What to do. Using the data below, repeat all of it precisely.

____

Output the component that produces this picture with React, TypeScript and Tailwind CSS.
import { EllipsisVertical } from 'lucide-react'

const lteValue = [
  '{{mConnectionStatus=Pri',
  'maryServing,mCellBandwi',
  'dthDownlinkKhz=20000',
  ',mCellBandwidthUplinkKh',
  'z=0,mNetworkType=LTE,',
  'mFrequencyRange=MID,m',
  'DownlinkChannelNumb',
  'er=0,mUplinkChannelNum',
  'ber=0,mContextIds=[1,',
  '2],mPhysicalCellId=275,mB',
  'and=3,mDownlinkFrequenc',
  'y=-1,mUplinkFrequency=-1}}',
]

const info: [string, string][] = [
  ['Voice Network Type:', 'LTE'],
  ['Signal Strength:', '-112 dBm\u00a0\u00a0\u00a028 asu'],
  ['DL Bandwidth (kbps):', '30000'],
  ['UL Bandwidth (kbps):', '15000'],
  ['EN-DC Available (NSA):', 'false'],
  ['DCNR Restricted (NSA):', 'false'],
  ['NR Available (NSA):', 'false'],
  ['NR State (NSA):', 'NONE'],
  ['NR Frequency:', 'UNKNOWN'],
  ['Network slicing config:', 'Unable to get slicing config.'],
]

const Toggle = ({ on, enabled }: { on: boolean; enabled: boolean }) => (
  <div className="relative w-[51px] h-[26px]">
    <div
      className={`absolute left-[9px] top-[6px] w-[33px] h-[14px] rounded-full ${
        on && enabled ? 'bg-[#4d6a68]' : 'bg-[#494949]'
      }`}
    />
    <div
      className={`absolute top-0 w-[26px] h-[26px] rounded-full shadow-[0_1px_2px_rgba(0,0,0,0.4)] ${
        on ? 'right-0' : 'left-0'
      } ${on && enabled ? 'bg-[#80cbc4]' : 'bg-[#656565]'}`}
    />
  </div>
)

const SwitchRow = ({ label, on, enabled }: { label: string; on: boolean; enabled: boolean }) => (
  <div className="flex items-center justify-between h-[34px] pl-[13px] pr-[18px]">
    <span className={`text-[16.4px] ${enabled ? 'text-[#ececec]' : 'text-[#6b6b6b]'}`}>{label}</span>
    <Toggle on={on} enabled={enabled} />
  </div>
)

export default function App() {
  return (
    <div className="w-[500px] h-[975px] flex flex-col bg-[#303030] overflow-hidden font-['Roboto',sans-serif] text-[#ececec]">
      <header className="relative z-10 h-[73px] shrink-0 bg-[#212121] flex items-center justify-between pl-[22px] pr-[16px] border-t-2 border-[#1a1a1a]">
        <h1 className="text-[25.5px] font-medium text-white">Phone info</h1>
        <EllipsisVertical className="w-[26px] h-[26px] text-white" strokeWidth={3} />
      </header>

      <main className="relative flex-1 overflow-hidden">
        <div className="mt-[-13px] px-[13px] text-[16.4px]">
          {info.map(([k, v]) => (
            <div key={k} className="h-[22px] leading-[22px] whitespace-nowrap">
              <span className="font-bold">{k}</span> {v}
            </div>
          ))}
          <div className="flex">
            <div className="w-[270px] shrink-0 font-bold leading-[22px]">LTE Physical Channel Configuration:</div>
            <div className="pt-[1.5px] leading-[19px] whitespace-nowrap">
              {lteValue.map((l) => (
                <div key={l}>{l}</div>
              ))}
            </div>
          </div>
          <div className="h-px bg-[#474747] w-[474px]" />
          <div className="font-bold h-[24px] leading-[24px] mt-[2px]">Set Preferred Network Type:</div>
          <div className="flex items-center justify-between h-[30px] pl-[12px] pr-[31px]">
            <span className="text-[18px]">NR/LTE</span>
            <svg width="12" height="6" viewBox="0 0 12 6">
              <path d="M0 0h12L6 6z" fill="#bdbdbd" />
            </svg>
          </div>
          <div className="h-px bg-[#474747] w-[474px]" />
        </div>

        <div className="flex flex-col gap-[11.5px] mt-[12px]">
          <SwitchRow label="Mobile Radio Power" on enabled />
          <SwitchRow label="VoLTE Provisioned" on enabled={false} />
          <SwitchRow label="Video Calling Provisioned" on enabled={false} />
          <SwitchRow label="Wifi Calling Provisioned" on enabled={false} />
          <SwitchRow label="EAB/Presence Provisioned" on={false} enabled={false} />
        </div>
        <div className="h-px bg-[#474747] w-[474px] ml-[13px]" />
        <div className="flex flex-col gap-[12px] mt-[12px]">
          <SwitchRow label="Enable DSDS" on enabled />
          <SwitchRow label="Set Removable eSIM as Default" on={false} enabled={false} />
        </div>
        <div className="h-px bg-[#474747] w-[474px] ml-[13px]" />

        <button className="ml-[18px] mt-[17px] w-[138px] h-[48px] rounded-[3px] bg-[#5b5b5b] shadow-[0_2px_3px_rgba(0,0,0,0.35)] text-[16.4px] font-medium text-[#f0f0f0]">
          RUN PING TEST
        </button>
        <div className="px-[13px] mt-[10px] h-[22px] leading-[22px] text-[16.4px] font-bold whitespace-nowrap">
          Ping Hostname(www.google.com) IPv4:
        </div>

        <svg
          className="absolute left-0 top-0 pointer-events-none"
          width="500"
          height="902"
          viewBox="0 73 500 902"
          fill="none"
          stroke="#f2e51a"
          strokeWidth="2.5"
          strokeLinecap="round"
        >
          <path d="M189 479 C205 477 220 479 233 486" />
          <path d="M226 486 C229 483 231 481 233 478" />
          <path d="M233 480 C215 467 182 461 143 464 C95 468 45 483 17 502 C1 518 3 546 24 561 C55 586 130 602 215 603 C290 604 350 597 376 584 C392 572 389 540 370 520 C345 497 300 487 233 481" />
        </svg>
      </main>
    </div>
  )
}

____

Output of the exercise.
Output the component that produces this picture with React, TypeScript and Tailwind CSS.
import { EllipsisVertical } from 'lucide-react'

const lteValue = [
  '{{mConnectionStatus=Pri',
  'maryServing,mCellBandwi',
  'dthDownlinkKhz=20000',
  ',mCellBandwidthUplinkKh',
  'z=0,mNetworkType=LTE,',
  'mFrequencyRange=MID,m',
  'DownlinkChannelNumb',
  'er=0,mUplinkChannelNum',
  'ber=0,mContextIds=[1,',
  '2],mPhysicalCellId=275,mB',
  'and=3,mDownlinkFrequenc',
  'y=-1,mUplinkFrequency=-1}}',
]

const info: [string, string][] = [
  ['Voice Network Type:', 'LTE'],
  ['Signal Strength:', '-112 dBm\u00a0\u00a0\u00a028 asu'],
  ['DL Bandwidth (kbps):', '30000'],
  ['UL Bandwidth (kbps):', '15000'],
  ['EN-DC Available (NSA):', 'false'],
  ['DCNR Restricted (NSA):', 'false'],
  ['NR Available (NSA):', 'false'],
  ['NR State (NSA):', 'NONE'],
  ['NR Frequency:', 'UNKNOWN'],
  ['Network slicing config:', 'Unable to get slicing config.'],
]

const Toggle = ({ on, enabled }: { on: boolean; enabled: boolean }) => (
  <div className="relative w-[51px] h-[26px]">
    <div
      className={`absolute left-[9px] top-[6px] w-[33px] h-[14px] rounded-full ${
        on && enabled ? 'bg-[#4d6a68]' : 'bg-[#494949]'
      }`}
    />
    <div
      className={`absolute top-0 w-[26px] h-[26px] rounded-full shadow-[0_1px_2px_rgba(0,0,0,0.4)] ${
        on ? 'right-0' : 'left-0'
      } ${on && enabled ? 'bg-[#80cbc4]' : 'bg-[#656565]'}`}
    />
  </div>
)

const SwitchRow = ({ label, on, enabled }: { label: string; on: boolean; enabled: boolean }) => (
  <div className="flex items-center justify-between h-[34px] pl-[13px] pr-[18px]">
    <span className={`text-[16.4px] ${enabled ? 'text-[#ececec]' : 'text-[#6b6b6b]'}`}>{label}</span>
    <Toggle on={on} enabled={enabled} />
  </div>
)

export default function App() {
  return (
    <div className="w-[500px] h-[975px] flex flex-col bg-[#303030] overflow-hidden font-['Roboto',sans-serif] text-[#ececec]">
      <header className="relative z-10 h-[73px] shrink-0 bg-[#212121] flex items-center justify-between pl-[22px] pr-[16px] border-t-2 border-[#1a1a1a]">
        <h1 className="text-[25.5px] font-medium text-white">Phone info</h1>
        <EllipsisVertical className="w-[26px] h-[26px] text-white" strokeWidth={3} />
      </header>

      <main className="relative flex-1 overflow-hidden">
        <div className="mt-[-13px] px-[13px] text-[16.4px]">
          {info.map(([k, v]) => (
            <div key={k} className="h-[22px] leading-[22px] whitespace-nowrap">
              <span className="font-bold">{k}</span> {v}
            </div>
          ))}
          <div className="flex">
            <div className="w-[270px] shrink-0 font-bold leading-[22px]">LTE Physical Channel Configuration:</div>
            <div className="pt-[1.5px] leading-[19px] whitespace-nowrap">
              {lteValue.map((l) => (
                <div key={l}>{l}</div>
              ))}
            </div>
          </div>
          <div className="h-px bg-[#474747] w-[474px]" />
          <div className="font-bold h-[24px] leading-[24px] mt-[2px]">Set Preferred Network Type:</div>
          <div className="flex items-center justify-between h-[30px] pl-[12px] pr-[31px]">
            <span className="text-[18px]">NR/LTE</span>
            <svg width="12" height="6" viewBox="0 0 12 6">
              <path d="M0 0h12L6 6z" fill="#bdbdbd" />
            </svg>
          </div>
          <div className="h-px bg-[#474747] w-[474px]" />
        </div>

        <div className="flex flex-col gap-[11.5px] mt-[12px]">
          <SwitchRow label="Mobile Radio Power" on enabled />
          <SwitchRow label="VoLTE Provisioned" on enabled={false} />
          <SwitchRow label="Video Calling Provisioned" on enabled={false} />
          <SwitchRow label="Wifi Calling Provisioned" on enabled={false} />
          <SwitchRow label="EAB/Presence Provisioned" on={false} enabled={false} />
        </div>
        <div className="h-px bg-[#474747] w-[474px] ml-[13px]" />
        <div className="flex flex-col gap-[12px] mt-[12px]">
          <SwitchRow label="Enable DSDS" on enabled />
          <SwitchRow label="Set Removable eSIM as Default" on={false} enabled={false} />
        </div>
        <div className="h-px bg-[#474747] w-[474px] ml-[13px]" />

        <button className="ml-[18px] mt-[17px] w-[138px] h-[48px] rounded-[3px] bg-[#5b5b5b] shadow-[0_2px_3px_rgba(0,0,0,0.35)] text-[16.4px] font-medium text-[#f0f0f0]">
          RUN PING TEST
        </button>
        <div className="px-[13px] mt-[10px] h-[22px] leading-[22px] text-[16.4px] font-bold whitespace-nowrap">
          Ping Hostname(www.google.com) IPv4:
        </div>

        <svg
          className="absolute left-0 top-0 pointer-events-none"
          width="500"
          height="902"
          viewBox="0 73 500 902"
          fill="none"
          stroke="#f2e51a"
          strokeWidth="2.5"
          strokeLinecap="round"
        >
          <path d="M189 479 C205 477 220 479 233 486" />
          <path d="M226 486 C229 483 231 481 233 478" />
          <path d="M233 480 C215 467 182 461 143 464 C95 468 45 483 17 502 C1 518 3 546 24 561 C55 586 130 602 215 603 C290 604 350 597 376 584 C392 572 389 540 370 520 C345 497 300 487 233 481" />
        </svg>
      </main>
    </div>
  )
}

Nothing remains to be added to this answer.